Johnny Cash's Version
The Appeal of the Lyrics
One hundred and thirteen musicians between 1957 and Christmas 2011 have recorded the song, often including it in their Christmas record release. The music, the words, the soul of it appeals to every type of band, group, soloist.
'The Little Drummer Boy' crosses genres, boundaries, borders, beliefs from Hollywood stars like Bing Crosby to rock god guitarist Jimmy Hendrix, from Marlene Dietrich to Johnny Cash. Chicago did a version of it, Bob Dylan did. Shaggy covered it for 'Jamaican Drummer Boy'.
The endearing lyrics, sung above an onomatopoeic chorus sounding as drums pa rum pum pum pum, have 'Humility' as their theme.
The story in the song is about a little boy who hasn't got a present for baby Jesus but 'to honour him' he plays his drums for him—'I played my best for Him!'—and for this he gets Mary's approval.
Pa Rum Pum Pum Pum, Rum Pum Pum Pum . . .

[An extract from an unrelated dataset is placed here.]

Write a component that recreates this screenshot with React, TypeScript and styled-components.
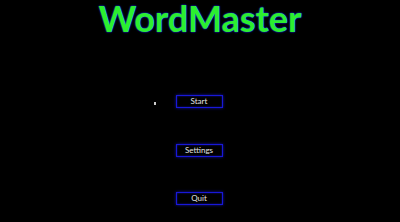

Is it because it is a musician's song—that it is so liked by so many musicians? Are the players making music out of the sentiments of the song? Are they playing, 'I hold my hat in hand, Lord, and I sing for you, or I drum for you. It's all I've got. It's who I am. I play for you?'. Do they love these words?
Or is it the catchy unique music that either the original composer Katherine K Davis or Jack Halloran or later on Harry Simeone put together? (Or perhaps all three did, combined?) Anyway, between them they created this poor, little soldier boy, an original tune and a popular kind of military rhythm, which sounds as a distant march in the hills of your Christmas imagination.
. . . Rum Pum Pum Pum
Whatever it is that has captured the sweetness of one of Christmas' popular carols, the Little Drummer Boy drums-on in show-business—and round the world—rum pum pum pum.
'Shall I play for you, pa rum pum pum
On my drum?'
The History of 'The Little Drummer Boy 'Christmas carol is still in the making.